The study integrates advanced image processing algorithms with hyperspectral data ranging from 400 to 1700 nm, employing SAM to classify prominent characteristics and identify independent variables, aiming to develop predictive models that accurately assess RG's key quality indicators, such as RSC, WC, and HR. The main objectives are to evaluate HSI technology's feasibility for rapid, non-invasive monitoring and develop robust predictive models to enhance RG quality control processes.

2. Materials and methods

2.1. Sample preparation

P. ginseng samples were collected in Jingyu County, Baishan City, Jilin Province, China. In order to simulate the red ginseng produced under different steaming temperature conditions in the market, the steaming process consisted of 6 cycles, with each cycle gradually increasing the steaming time. Specifically, the steaming times for each cycle were as follows: 2 h, 2.5 h, 3 h, 3.5 h, 4 h, and 4.5 h. During each steaming process, a total of 9 pieces were extracted. After undergoing the steaming process, the RG is subjected to 2 rounds of drying, first at a temperature of 50 °C for a duration of 12 h, followed by an additional 10 h at 55 °C. Subsequently, the dried RG is placed in a location with ample sunlight and proper ventilation until it reaches a hardened texture. The RSC and WC of each RG sample were measured 4 times simultaneously, resulting in a total of 216 data. However, due to the limitations of computer tomography (CT) scanning (Fig. 1), only a single measurement of HR data was obtained, resulting in a smaller sample size of 54 data.

Fig. 1.

Fig. 1

Microscopic CT imaging of red ginseng hollow under different angles of view. (For interpretation of the references to color in this figure legend, the reader is referred to the Web version of this article.)

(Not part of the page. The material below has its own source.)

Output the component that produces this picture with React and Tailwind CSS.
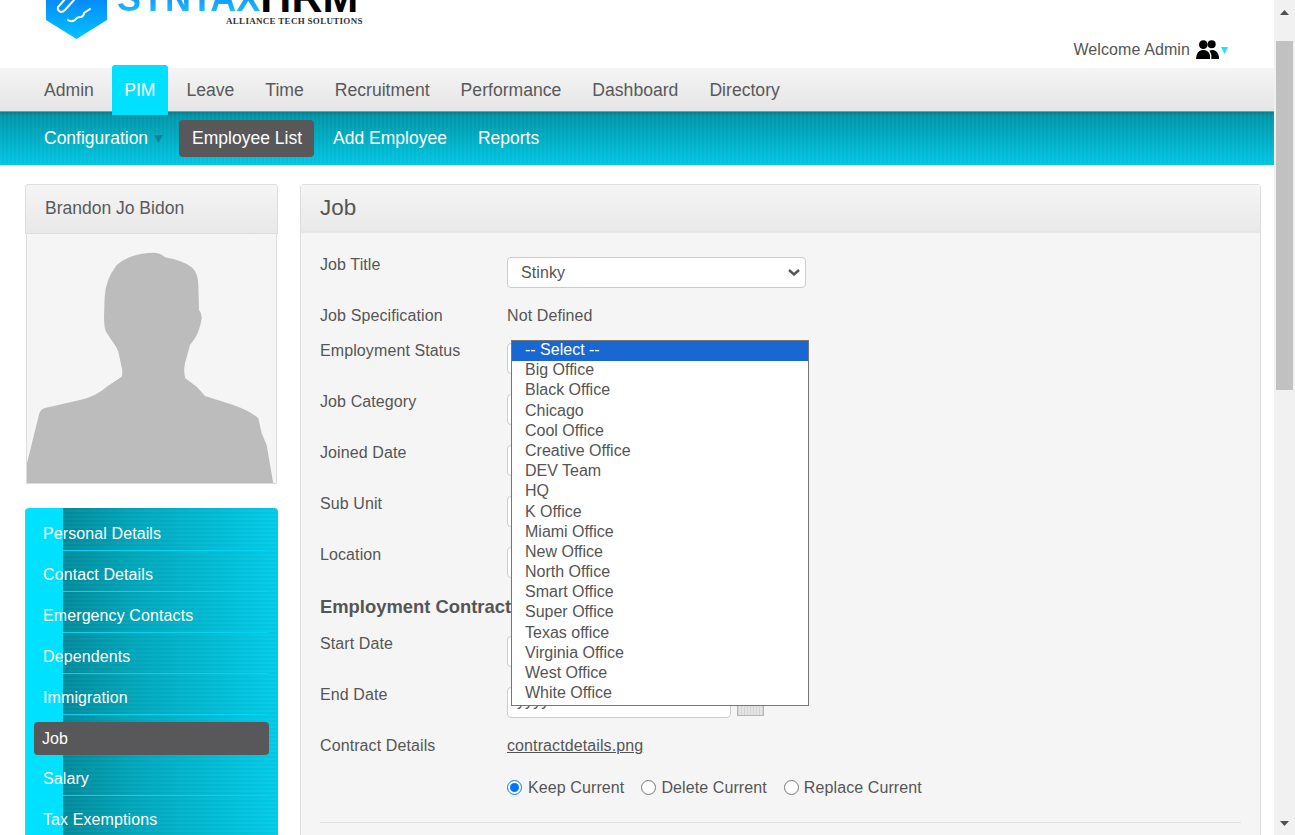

2.2. Basic data acquisition

2.2.1. Determination of hollow rate (HR) of RG

Two primary factors influence the HR in RG. Firstly, during the growth phase, certain cultivators employ oxytocin to expedite the attainment of sales standards and maximize profits. This rapid expansion of P. ginseng volume, however, surpasses the capacity for nutrient absorption, resulting in the formation of hollow spaces within the P. ginseng. Another contributing factor is the phenomenon of supersaturation of WC in P. ginseng during the steaming process, followed by high temperature and prolonged drying. This rapid evaporation of water leads to incongruent rates of internal and external contraction in P. ginseng, ultimately resulting in internal hollowness. CT technology is employed for the X-ray tomography of the entire RG, offering the advantages of swift scanning duration and high image clarity [27]. The CT scanning parameters encompass a scanning field acquisition of 72 mm, reconstruction visual field of 72 mm, standard resolution whole body scanning mode, and a scanning time of 6 min.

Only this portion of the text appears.